I've been working on getting started using AutoCAD, and I'm curious how detailed I need to get with things. I am curious now, is the theater usually drafted into a full 3D model or just into 2D views? I also would greatly appreciate if someone could give me some actual CAD files to look at and see. I really am struggling with the lack of drawings of the theatre to work from and the sheer weirdness of the space to begin with. So anyways I would really like to see some examples of set designs, particularly the DWG or DXF files, if possible.

THANKS!


----------



## Traylen (Aug 5, 2005)

For the most part I normally see a lot of 2D designs, and then a model is made for the 3D aspect. Usually you can get your point across with a 2D design and it's easier to do. Sometimes though if it's a difficult concept to understand you may want to make a 3D version so people understand what they're dealing with, but usually front elevation and top elevation (floor plan) of the object work. 

Here's a link to someone who did a Vectorworks tutorial, it has some pictures of the different types of plans and how detailed they are. 

http://instruct1.cit.cornell.edu/courses/thetr263/VW10/VW10Tutr.html

Note* - They do show how the 3D modelling looks as well. 

Also the theatre itself is usually just drawn in a ground plan view. And if a designer finds it neccessary they can usually use the measurements on the ground plan to make a 3D plan when they draft it themselves. But like I said, it's normally not neccessary, front elevation and a ground plan are much more important and useful.


----------



## jwl868 (Aug 16, 2005)

Radman:

I can't provide any examples, and I hope that this isn't stating the obvious…

In my opinion, a CAD-generated drawing should have the same detail and care as a hand drafted drawing. Any line conventions (USITT) (such as line weights, dashing, etc), industry standards, company standards, and drafting standards should be used. (I don't see that there is a fundamental difference between a CAD drawing generated for use in engineering or architectural construction and a drawing generated for theatrical construction.)
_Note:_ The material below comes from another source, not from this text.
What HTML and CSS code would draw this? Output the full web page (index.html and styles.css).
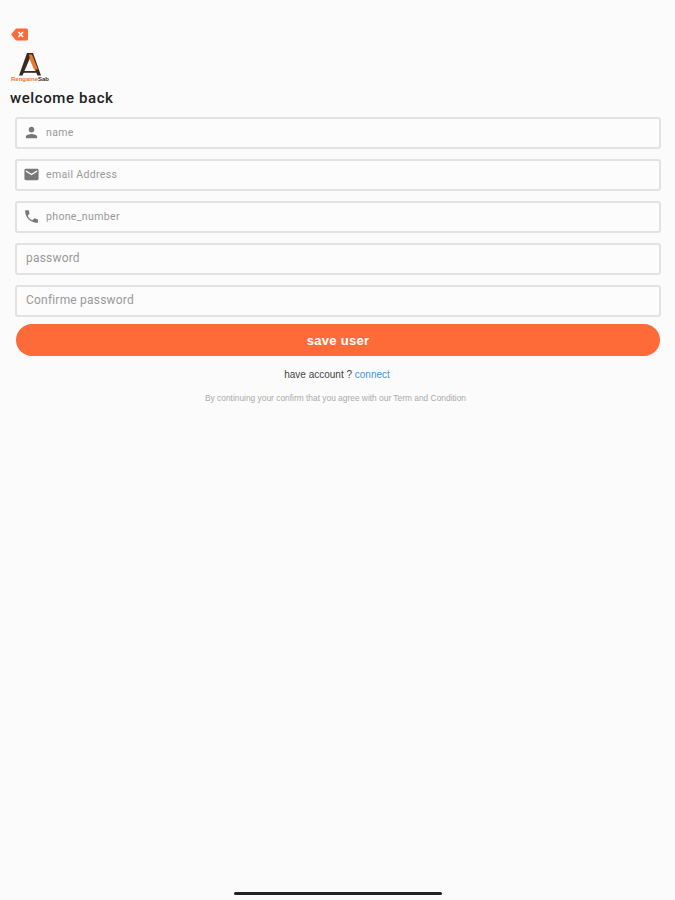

Although I'm not a CAD operator, I do know there are general conventions for layers and formats and other file related issues. I believe that is where the power of CAD lies, not in the lines on the drawings. You may want to consider taking a CAD class or getting some instruction from a professional CAD operator.

(You could track these down on line:
United States Institute of Theatre Technology - Scenic Design and Technical Production Graphic Standard

Canadian Institute of Theatre Technology - Theatre Drafting and Information Exchange Standards for CAD)


Joe


----------



## mjw56 (Oct 1, 2009)

i started with plain autocad about 5 years ago and fumbled around in the begining. i purchased a small tutorial booklet called 3D CADCEA (google it). it leads you through tje basics of layers, coordinate systems, solids/surfaces/linework. it was a great help. i have since moved through a few newer versions of autocad but i primarily use AutoCad Architecture. it has specific tools and libraries for building structural elements, walls, doors/windows even curtainwalls. the template drawings are pre-setup with the lineweights and colors assigned to the correct object so when u print them with the correct pen style (i use the preloaded AIA style) they look like professional architectural prints. it also draws everthing in 3D which helps in visualizing sets in the theater i work in. u can even create lights to preview how the lighting design will look on the set. check out autodesk's website. all the software liscences i currently use are free student versions from students.autodesk.com. all u need is a valid college email to create an account and download full fledged versions of all the cad and annimation/visualization software your heart desires


----------



## Footer (Oct 1, 2009)

Necro post.... just throwing that out there.


----------



## tjrobb (Oct 2, 2009)

I starting designing a theatre (to code) as a spare-time project. 700 seats, 55000 square feet, etc., etc. If anyone has an interest in seeing it, PM me and I can send it along (~800k)


----------